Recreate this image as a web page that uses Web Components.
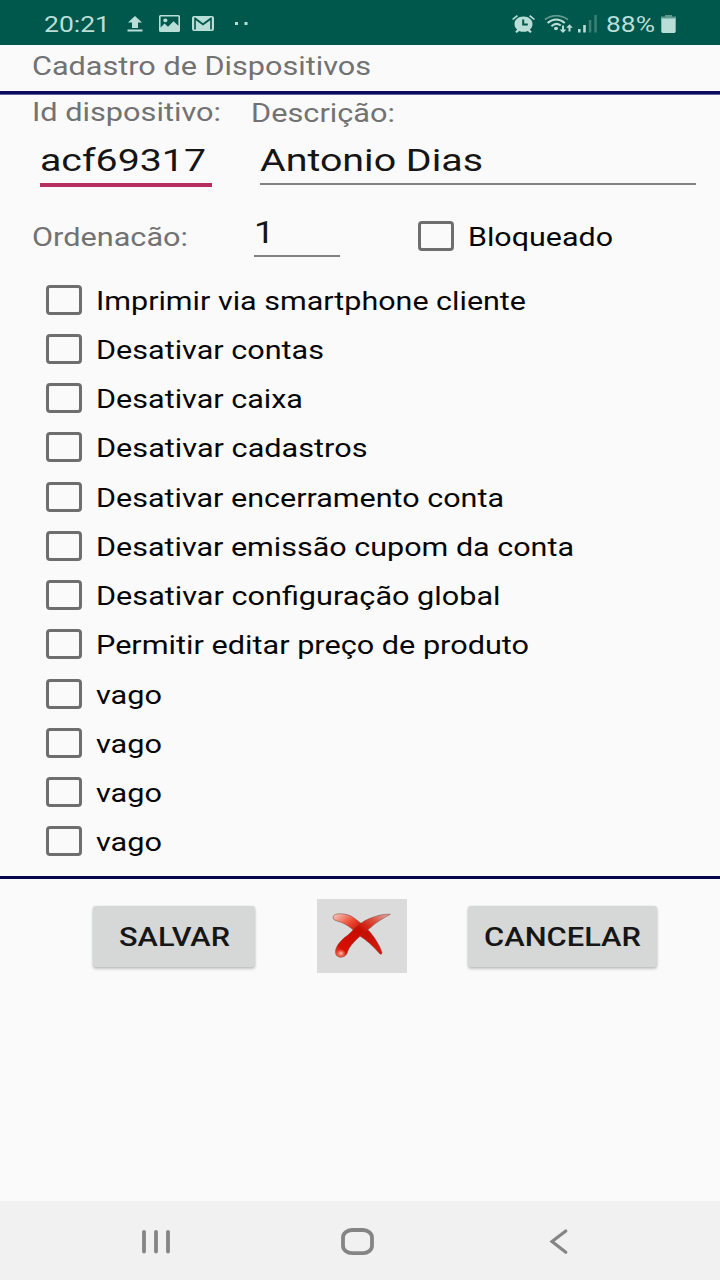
<!DOCTYPE html>
<html lang="pt-BR">
<head>
<meta charset="utf-8">
<title>Cadastro de Dispositivos</title>
<style>
  body {
    margin: 0;
    background: #fafafa;
    font-family: Roboto, "Noto Sans", sans-serif;
  }
</style>
</head>
<body>
<device-screen></device-screen>

<script>
// Text scaled on the x axis so that it takes exactly `width` pixels of the row.
class WideText extends HTMLElement {
  constructor() {
    super();
    this.attachShadow({ mode: "open" });
  }

  connectedCallback() {
    this.shadowRoot.innerHTML = `
      <style>
      :host {
        display: block;
        flex: none;
        white-space: nowrap;
        line-height: 32px;
        height: 30px;
        width: ${this.getAttribute("width")}px;
        font-size: ${this.getAttribute("size") || 25}px;
      }
      :host([size]) {
        line-height: 30px;
      }
      span {
        display: inline-block;
        transform-origin: 0 50%;
      }
      </style>
      <span><slot></slot></span>`;
    const span = this.shadowRoot.querySelector("span");
    const natural = span.getBoundingClientRect().width;
    span.style.transform = `scaleX(${this.getAttribute("width") / natural})`;
  }
}

class StatusBar extends HTMLElement {
  constructor() {
    super();
    this.attachShadow({ mode: "open" });
    this.shadowRoot.innerHTML = `
      <style>
      :host {
        display: flex;
        align-items: center;
        justify-content: space-between;
        box-sizing: border-box;
        height: 45px;
        padding: 2px 44px 0 44px;
        background: #00574b;
        color: #b9ded8;
      }
      .group {
        display: flex;
        align-items: center;
      }
      svg {
        display: block;
        flex: none;
        fill: #b9ded8;
      }
      .up { margin-left: 17px; }
      .photo { margin-left: 16px; }
      .mail { margin-left: 12px; }
      .dots { margin-left: 21px; }
      .wifi { margin-left: 9px; }
      .signal { margin-left: 5px; }
      .percent { margin-left: 9px; }
      .battery { margin-left: 6px; }
      </style>
      <div class="group">
        <wide-text width="66" size="22.3">20:21</wide-text>
        <svg class="up" width="16" height="16" viewBox="0 0 16 16"><path d="M8 0L15 6.5H11V12H5V6.5H1ZM.5 13.6H15.5V15.4H.5Z"/></svg>
        <svg class="photo" width="21" height="17" viewBox="0 0 21 17"><path fill-rule="evenodd" d="M1.5 0H19.5Q21 0 21 1.5V15.5Q21 17 19.5 17H1.5Q0 17 0 15.5V1.5Q0 0 1.5 0ZM1.6 1.5V12.6L5.5 8.5L9 11.8L14.5 6.2L19.4 10.7V1.5ZM6.4 3.5a2.1 1.9 0 1 1-.1 0Z"/></svg>
        <svg class="mail" width="22" height="15" viewBox="0 0 22 15"><path fill-rule="evenodd" d="M2 0H20Q22 0 22 2V13Q22 15 20 15H2Q0 15 0 13V2Q0 0 2 0ZM2.2 1.5V13.4H3.8V4.2L11 9.6L18.2 4.2V13.4H19.8V1.5H18.6L11 7.2L3.4 1.5Z"/></svg>
        <svg class="dots" width="14" height="4" viewBox="0 0 14 4"><rect x="0" y="0" width="3" height="3"/><rect x="9.5" y="0" width="3" height="3"/></svg>
      </div>
      <div class="group">
        <svg width="23" height="18" viewBox="0 0 23 18">
          <path fill-rule="evenodd" d="M11.5 1.6C16.8 1.6 20.5 5 20.5 9C20.5 11.3 19.4 13.2 17.8 14.6L19.8 16.8L18.2 18L15.8 15.9Q11.5 17.6 7.2 15.9L4.8 18L3.2 16.8L5.2 14.6C3.6 13.2 2.5 11.3 2.5 9C2.5 5 6.2 1.6 11.5 1.6ZM10.2 4.5V10.6H15.8V8.6H12.2V4.5Z"/>
          <path d="M0 4L4.8 0L6 1.2L1.2 5.1ZM23 4L18.2 0L17 1.2L21.8 5.1Z"/>
        </svg>
        <svg class="wifi" width="29" height="18" viewBox="0 0 29 18">
          <path d="M1 4.6Q12 -3.2 24 4.6" fill="none" stroke="#5f9a91" stroke-width="1.8"/>
          <path d="M3.6 8Q12.2 1 20.8 8M7.4 11.2Q12.2 6.8 16.8 10.6" fill="none" stroke="#b9ded8" stroke-width="2"/>
          <ellipse cx="12" cy="13.5" rx="2" ry="1.7"/>
          <path d="M18 10.5H20V14.4H22.4L19 18L15.6 14.4H18ZM24.5 16.5H26.5V12.8H28.8L25.5 9.2L22.2 12.8H24.5Z"/>
        </svg>
        <svg class="signal" width="19" height="18" viewBox="0 0 19 18">
          <path d="M0 14H2.6V17.5H0ZM5.2 10H7.8V17.5H5.2Z"/>
          <path fill="#3c8075" d="M10.8 5H13.3V17.5H10.8ZM16.3 0H18.8V17.5H16.3Z"/>
        </svg>
        <wide-text class="percent" width="49" size="22.3">88%</wide-text>
        <svg class="battery" width="15" height="18" viewBox="0 0 15 18">
          <path fill="#5f9a91" d="M4 0H11V1.5H15V4H0V1.5H4Z"/>
          <path d="M.3 3.4H14.7V16.6Q14.7 18 13.3 18H1.7Q.3 18 .3 16.6Z"/>
        </svg>
      </div>`;
  }
}

class FieldInput extends HTMLElement {
  constructor() {
    super();
    this.attachShadow({ mode: "open" });
    this.shadowRoot.innerHTML = `
      <style>
      :host {
        display: block;
        box-sizing: border-box;
        color: #151515;
        border-bottom: 2px solid #828282;
      }
      :host([focused]) {
        border-bottom: 4px solid #b52e60;
      }
      </style>
      <slot></slot>`;
  }
}

class CheckItem extends HTMLElement {
  constructor() {
    super();
    this.attachShadow({ mode: "open" });
    this.shadowRoot.innerHTML = `
      <style>
      :host {
        display: flex;
        align-items: center;
        gap: 14px;
        color: #060606;
      }
      .box {
        box-sizing: border-box;
        flex: none;
        width: 36px;
        height: 30px;
        margin-bottom: 2px;
        border: 3px solid #6e6e6e;
        border-radius: 4px;
      }
      </style>
      <div class="box"></div>
      <slot></slot>`;
  }
}

class PushButton extends HTMLElement {
  constructor() {
    super();
    this.attachShadow({ mode: "open" });
    this.shadowRoot.innerHTML = `
      <style>
      :host {
        display: flex;
        align-items: center;
        justify-content: center;
        box-sizing: border-box;
        height: 61px;
        padding-top: 2px;
        border-radius: 3px;
        background: #d6d8d7;
        box-shadow: 0 2px 3px rgba(0, 0, 0, 0.22), 0 0 2px rgba(0, 0, 0, 0.12);
        color: #161616;
        font-weight: 500;
      }
      </style>
      <slot></slot>`;
  }
}

class DeleteButton extends HTMLElement {
  constructor() {
    super();
    this.attachShadow({ mode: "open" });
    this.shadowRoot.innerHTML = `
      <style>
      :host {
        display: block;
        height: 74px;
        background: #dbdbdb;
      }
      svg {
        display: block;
      }
      </style>
      <svg width="90" height="74" viewBox="36 27 270 222">
        <defs>
          <linearGradient id="down" x1="0" y1="0" x2="1" y2="1">
            <stop offset="0" stop-color="#f6d0c8"/>
            <stop offset=".28" stop-color="#ee4a32"/>
            <stop offset=".5" stop-color="#c40b00"/>
            <stop offset="1" stop-color="#d81b08"/>
          </linearGradient>
          <linearGradient id="rise" x1="0" y1="1" x2="1" y2="0">
            <stop offset="0" stop-color="#ee6450"/>
            <stop offset=".16" stop-color="#d80f00"/>
            <stop offset=".55" stop-color="#c80c00"/>
            <stop offset=".78" stop-color="#dd5140"/>
            <stop offset="1" stop-color="#dcb5b0"/>
          </linearGradient>
          <radialGradient id="shine">
            <stop offset="0" stop-color="#ffc9bd"/>
            <stop offset="1" stop-color="#ff6a50" stop-opacity="0"/>
          </radialGradient>
        </defs>
        <path fill="url(#down)" stroke="#84413b" stroke-width="1.6" d="M84 81C86 67 124 69 143 81C162 94 181 110 195 126C211 146 225 168 231 188Q230 195 225 192C206 170 184 149 161 136C143 115 120 99 96 93Q83 90 84 81Z"/>
        <path fill="url(#rise)" stroke="#84413b" stroke-width="1.6" d="M256 73C237 83 215 96 196 113C168 136 138 158 128 184C125 202 103 208 93 194C86 176 104 152 128 136C143 122 158 104 178 93C203 80 233 71 256 73Z"/>
        <ellipse cx="108" cy="190" rx="15" ry="13" fill="url(#shine)"/>
      </svg>`;
  }
}

class NavigationBar extends HTMLElement {
  constructor() {
    super();
    this.attachShadow({ mode: "open" });
    this.shadowRoot.innerHTML = `
      <style>
      :host {
        display: flex;
        align-items: center;
        box-sizing: border-box;
        height: 79px;
        padding: 2px 0 0 141px;
        background: #f1f1f1;
      }
      svg {
        display: block;
        fill: none;
        stroke: #858585;
        stroke-width: 3.8;
        stroke-linecap: round;
      }
      .home { margin-left: 170px; }
      .back { margin-left: 175px; }
      </style>
      <svg width="30" height="28" viewBox="0 0 30 28"><path d="M3 3.8V23.6M15 3.8V23.6M27 3.8V23.6"/></svg>
      <svg class="home" width="33" height="28" viewBox="0 0 33 28"><rect x="2" y="2" width="29" height="23.2" rx="9" ry="7.5"/></svg>
      <svg class="back" width="20" height="28" viewBox="0 0 20 28"><path stroke-width="3.2" d="M16.8 3L3 13.6L16.8 24.2"/></svg>`;
  }
}

class DeviceScreen extends HTMLElement {
  constructor() {
    super();
    this.attachShadow({ mode: "open" });
  }

  connectedCallback() {
    // label, width of the label
    const options = [
      ["Imprimir via smartphone cliente", 430],
      ["Desativar contas", 228],
      ["Desativar caixa", 207],
      ["Desativar cadastros", 271.5],
      ["Desativar encerramento conta", 408],
      ["Desativar emissão cupom da conta", 478],
      ["Desativar configuração global", 404.5],
      ["Permitir editar preço de produto", 433],
      ["vago", 66],
      ["vago", 66],
      ["vago", 66],
      ["vago", 66],
    ];

    this.shadowRoot.innerHTML = `
      <style>
      :host {
        display: flex;
        flex-direction: column;
        width: 720px;
        height: 1280px;
        color: #727272;
      }
      .title {
        box-sizing: border-box;
        height: 46px;
        padding: 6px 0 0 32px;
      }
      hr {
        flex: none;
        box-sizing: border-box;
        width: 100%;
        height: 3px;
        margin: 0;
        border: 0;
        background: #06064f;
      }
      hr.top {
        height: 4px;
        border-bottom: 1px solid #63619a;
        background: #0c0a5c;
      }
      .fields {
        display: grid;
        grid-template-columns: 219px 1fr;
        box-sizing: border-box;
        height: 107px;
        padding: 2px 24px 0 32px;
      }
      .fields .description {
        padding-top: 1px;
      }
      .fields field-input {
        margin-top: 18px;
      }
      .id field-input {
        width: 172px;
        height: 42px;
        margin-left: 8px;
      }
      .description field-input {
        height: 40px;
        margin: 17px 0 0 9px;
      }
      .order {
        display: flex;
        align-items: flex-start;
        box-sizing: border-box;
        height: 74px;
        padding-left: 32px;
      }
      .order > wide-text {
        margin-top: 20px;
      }
      .order field-input {
        box-sizing: border-box;
        width: 86px;
        height: 40px;
        margin: 15px 0 0 66px;
      }
      .order check-item {
        margin: 19px 0 0 78px;
      }
      .options {
        display: grid;
        grid-auto-rows: 49.25px;
        height: 600px;
        box-sizing: border-box;
        padding: 0 0 0 46px;
      }
      .actions {
        display: grid;
        grid-template-columns: 162px 90px 189px;
        column-gap: 61.5px;
        align-items: center;
        padding: 20px 0 0 93px;
      }
      navigation-bar {
        margin-top: auto;
      }
      </style>

      <status-bar></status-bar>
      <div class="title"><wide-text width="339">Cadastro de Dispositivos</wide-text></div>
      <hr class="top">
      <div class="fields">
        <div class="id">
          <wide-text width="189">Id dispositivo:</wide-text>
          <field-input focused><wide-text width="166" size="31.8">acf69317</wide-text></field-input>
        </div>
        <div class="description">
          <wide-text width="144">Descrição:</wide-text>
          <field-input><wide-text width="223" size="31.8">Antonio Dias</wide-text></field-input>
        </div>
      </div>
      <div class="order">
        <wide-text width="156">Ordenacão:</wide-text>
        <field-input><wide-text width="20.5" size="31.8">1</wide-text></field-input>
        <check-item><wide-text width="145">Bloqueado</wide-text></check-item>
      </div>
      <div class="options">
        ${options.map(([label, width]) => `<check-item><wide-text width="${width}">${label}</wide-text></check-item>`).join("")}
      </div>
      <hr>
      <div class="actions">
        <push-button><wide-text width="111">SALVAR</wide-text></push-button>
        <delete-button></delete-button>
        <push-button><wide-text width="157">CANCELAR</wide-text></push-button>
      </div>
      <navigation-bar></navigation-bar>`;
  }
}

customElements.define("wide-text", WideText);
customElements.define("status-bar", StatusBar);
customElements.define("field-input", FieldInput);
customElements.define("check-item", CheckItem);
customElements.define("push-button", PushButton);
customElements.define("delete-button", DeleteButton);
customElements.define("navigation-bar", NavigationBar);
customElements.define("device-screen", DeviceScreen);
</script>
</body>
</html>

### Given instruction
Write out nothing but the lines from the start of the data through the line with "<device-screen></device-screen>". Leave out the pictures.

### The output
Recreate this image as a web page that uses Web Components.
<!DOCTYPE html>
<html lang="pt-BR">
<head>
<meta charset="utf-8">
<title>Cadastro de Dispositivos</title>
<style>
  body {
    margin: 0;
    background: #fafafa;
    font-family: Roboto, "Noto Sans", sans-serif;
  }
</style>
</head>
<body>
<device-screen></device-screen>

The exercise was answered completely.